REQUIREMENT
An exact copy of all the data is required, with pictures left out.

DATA SEGMENT

* * * *

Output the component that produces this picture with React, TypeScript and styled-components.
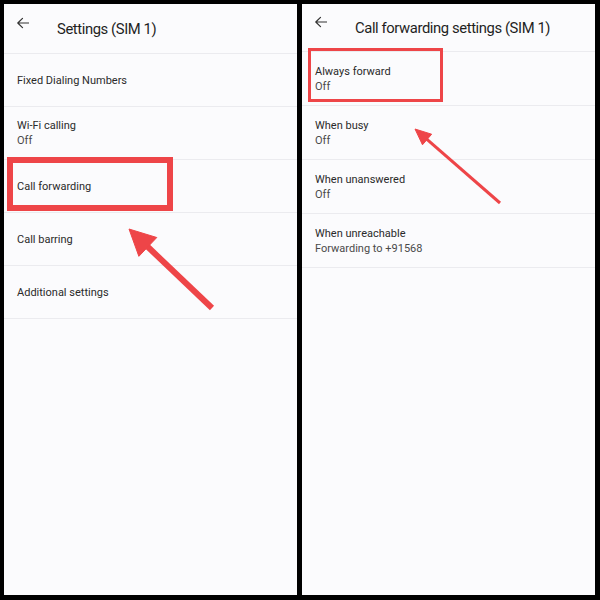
import React from "react";
import styled, { createGlobalStyle } from "styled-components";

const Global = createGlobalStyle`
  html, body { margin: 0; padding: 0; background: #000; }
  body { font-family: Roboto, "Noto Sans", "Liberation Sans", sans-serif; }
`;

const Frame = styled.div`
  width: 600px;
  height: 600px;
  box-sizing: border-box;
  padding: 4px 5px 5px 4px;
  background: #000;
  display: grid;
  grid-template-columns: 293px 293px;
  column-gap: 5px;
`;

const Screen = styled.div`
  position: relative;
  background: #fbfbfd;
  overflow: hidden;
`;

const Header = styled.div<{ $h: number }>`
  height: ${(p) => p.$h}px;
  display: flex;
  align-items: center;
  padding-left: 13px;
  border-bottom: 1px solid #ebebef;
  box-sizing: border-box;
`;

const Back = styled.span`
  display: flex;
  width: 12px;
  height: 12px;
  margin-bottom: 12px;
  margin-right: 28px;
`;

const Title = styled.div`
  font-size: 14.8px;
  color: #1f1f1f;
  letter-spacing: -0.4px;
`;

const Row = styled.div<{ $h: number }>`
  height: ${(p) => p.$h}px;
  box-sizing: border-box;
  border-bottom: 1px solid #ebebef;
  display: flex;
  flex-direction: column;
  justify-content: center;
  padding-left: 13px;
  gap: 2px;
`;

const Label = styled.div`
  font-size: 11px;
  line-height: 13px;
  color: #2a2a2a;
`;

const Sub = styled.div`
  font-size: 11px;
  line-height: 13px;
  color: #4a4a4a;
`;

const Highlight = styled.div<{ $l: number; $t: number; $w: number; $h: number; $b: number }>`
  position: absolute;
  left: ${(p) => p.$l}px;
  top: ${(p) => p.$t}px;
  width: ${(p) => p.$w}px;
  height: ${(p) => p.$h}px;
  box-sizing: border-box;
  border: ${(p) => p.$b}px solid #ee4548;
`;

const Overlay = styled.svg`
  position: absolute;
  left: 0;
  top: 0;
  width: 100%;
  height: 100%;
  pointer-events: none;
`;

const BackArrow = () => (
  <svg width="12" height="12" viewBox="0 0 12 12" fill="none" stroke="#333" strokeWidth="1.2" strokeLinecap="round" strokeLinejoin="round">
    <path d="M11.5 6H0.8M5.5 1.3L0.8 6l4.7 4.7" />
  </svg>
);

type Item = { label: string; sub?: string };

const leftItems: Item[] = [
  { label: "Fixed Dialing Numbers" },
  { label: "Wi-Fi calling", sub: "Off" },
  { label: "Call forwarding" },
  { label: "Call barring" },
  { label: "Additional settings" },
];

const rightItems: Item[] = [
  { label: "Always forward", sub: "Off" },
  { label: "When busy", sub: "Off" },
  { label: "When unanswered", sub: "Off" },
  { label: "When unreachable", sub: "Forwarding to +91568" },
];

const Arrow = ({ tip, tail, head, half, w }: { tip: [number, number]; tail: [number, number]; head: number; half: number; w: number }) => {
  const dx = tip[0] - tail[0];
  const dy = tip[1] - tail[1];
  const len = Math.hypot(dx, dy);
  const ux = dx / len;
  const uy = dy / len;
  const bx = tip[0] - ux * head;
  const by = tip[1] - uy * head;
  const nx = -uy;
  const ny = ux;
  const pts = `${tip[0]},${tip[1]} ${bx + nx * half},${by + ny * half} ${bx - nx * half},${by - ny * half}`;
  return (
    <g>
      <line x1={tail[0]} y1={tail[1]} x2={bx + ux * 2} y2={by + uy * 2} stroke="#ee4548" strokeWidth={w} strokeLinecap="butt" />
      <polygon points={pts} fill="#ee4548" stroke="#ee4548" strokeWidth="1" strokeLinejoin="round" />
    </g>
  );
};

const Panel = ({ title, items, headerH, rowH, children }: { title: string; items: Item[]; headerH: number; rowH: number; children?: React.ReactNode }) => (
  <Screen>
    <Header $h={headerH}>
      <Back>
        <BackArrow />
      </Back>
      <Title>{title}</Title>
    </Header>
    {items.map((it) => (
      <Row key={it.label} $h={rowH}>
        <Label>{it.label}</Label>
        {it.sub && <Sub>{it.sub}</Sub>}
      </Row>
    ))}
    {children}
  </Screen>
);

export default function App() {
  return (
    <>
      <Global />
      <Frame>
        <Panel title="Settings (SIM 1)" items={leftItems} headerH={50} rowH={53}>
          <Highlight $l={3} $t={153} $w={166} $h={54} $b={6} />
          <Overlay>
            <Arrow tip={[125, 225]} tail={[208, 304]} head={26} half={13} w={6} />
          </Overlay>
        </Panel>
        <Panel title="Call forwarding settings (SIM 1)" items={rightItems} headerH={48} rowH={54}>
          <Highlight $l={6} $t={44} $w={135} $h={54} $b={3} />
          <Overlay>
            <Arrow tip={[113, 125]} tail={[198, 199]} head={16} half={7} w={3} />
          </Overlay>
        </Panel>
      </Frame>
    </>
  );
}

* * * *

ANSWER BELOW
Output the component that produces this picture with React, TypeScript and styled-components.
import React from "react";
import styled, { createGlobalStyle } from "styled-components";

const Global = createGlobalStyle`
  html, body { margin: 0; padding: 0; background: #000; }
  body { font-family: Roboto, "Noto Sans", "Liberation Sans", sans-serif; }
`;

const Frame = styled.div`
  width: 600px;
  height: 600px;
  box-sizing: border-box;
  padding: 4px 5px 5px 4px;
  background: #000;
  display: grid;
  grid-template-columns: 293px 293px;
  column-gap: 5px;
`;

const Screen = styled.div`
  position: relative;
  background: #fbfbfd;
  overflow: hidden;
`;

const Header = styled.div<{ $h: number }>`
  height: ${(p) => p.$h}px;
  display: flex;
  align-items: center;
  padding-left: 13px;
  border-bottom: 1px solid #ebebef;
  box-sizing: border-box;
`;

const Back = styled.span`
  display: flex;
  width: 12px;
  height: 12px;
  margin-bottom: 12px;
  margin-right: 28px;
`;

const Title = styled.div`
  font-size: 14.8px;
  color: #1f1f1f;
  letter-spacing: -0.4px;
`;

const Row = styled.div<{ $h: number }>`
  height: ${(p) => p.$h}px;
  box-sizing: border-box;
  border-bottom: 1px solid #ebebef;
  display: flex;
  flex-direction: column;
  justify-content: center;
  padding-left: 13px;
  gap: 2px;
`;

const Label = styled.div`
  font-size: 11px;
  line-height: 13px;
  color: #2a2a2a;
`;

const Sub = styled.div`
  font-size: 11px;
  line-height: 13px;
  color: #4a4a4a;
`;

const Highlight = styled.div<{ $l: number; $t: number; $w: number; $h: number; $b: number }>`
  position: absolute;
  left: ${(p) => p.$l}px;
  top: ${(p) => p.$t}px;
  width: ${(p) => p.$w}px;
  height: ${(p) => p.$h}px;
  box-sizing: border-box;
  border: ${(p) => p.$b}px solid #ee4548;
`;

const Overlay = styled.svg`
  position: absolute;
  left: 0;
  top: 0;
  width: 100%;
  height: 100%;
  pointer-events: none;
`;

const BackArrow = () => (
  <svg width="12" height="12" viewBox="0 0 12 12" fill="none" stroke="#333" strokeWidth="1.2" strokeLinecap="round" strokeLinejoin="round">
    <path d="M11.5 6H0.8M5.5 1.3L0.8 6l4.7 4.7" />
  </svg>
);

type Item = { label: string; sub?: string };

const leftItems: Item[] = [
  { label: "Fixed Dialing Numbers" },
  { label: "Wi-Fi calling", sub: "Off" },
  { label: "Call forwarding" },
  { label: "Call barring" },
  { label: "Additional settings" },
];

const rightItems: Item[] = [
  { label: "Always forward", sub: "Off" },
  { label: "When busy", sub: "Off" },
  { label: "When unanswered", sub: "Off" },
  { label: "When unreachable", sub: "Forwarding to +91568" },
];

const Arrow = ({ tip, tail, head, half, w }: { tip: [number, number]; tail: [number, number]; head: number; half: number; w: number }) => {
  const dx = tip[0] - tail[0];
  const dy = tip[1] - tail[1];
  const len = Math.hypot(dx, dy);
  const ux = dx / len;
  const uy = dy / len;
  const bx = tip[0] - ux * head;
  const by = tip[1] - uy * head;
  const nx = -uy;
  const ny = ux;
  const pts = `${tip[0]},${tip[1]} ${bx + nx * half},${by + ny * half} ${bx - nx * half},${by - ny * half}`;
  return (
    <g>
      <line x1={tail[0]} y1={tail[1]} x2={bx + ux * 2} y2={by + uy * 2} stroke="#ee4548" strokeWidth={w} strokeLinecap="butt" />
      <polygon points={pts} fill="#ee4548" stroke="#ee4548" strokeWidth="1" strokeLinejoin="round" />
    </g>
  );
};

const Panel = ({ title, items, headerH, rowH, children }: { title: string; items: Item[]; headerH: number; rowH: number; children?: React.ReactNode }) => (
  <Screen>
    <Header $h={headerH}>
      <Back>
        <BackArrow />
      </Back>
      <Title>{title}</Title>
    </Header>
    {items.map((it) => (
      <Row key={it.label} $h={rowH}>
        <Label>{it.label}</Label>
        {it.sub && <Sub>{it.sub}</Sub>}
      </Row>
    ))}
    {children}
  </Screen>
);

export default function App() {
  return (
    <>
      <Global />
      <Frame>
        <Panel title="Settings (SIM 1)" items={leftItems} headerH={50} rowH={53}>
          <Highlight $l={3} $t={153} $w={166} $h={54} $b={6} />
          <Overlay>
            <Arrow tip={[125, 225]} tail={[208, 304]} head={26} half={13} w={6} />
          </Overlay>
        </Panel>
        <Panel title="Call forwarding settings (SIM 1)" items={rightItems} headerH={48} rowH={54}>
          <Highlight $l={6} $t={44} $w={135} $h={54} $b={3} />
          <Overlay>
            <Arrow tip={[113, 125]} tail={[198, 199]} head={16} half={7} w={3} />
          </Overlay>
        </Panel>
      </Frame>
    </>
  );
}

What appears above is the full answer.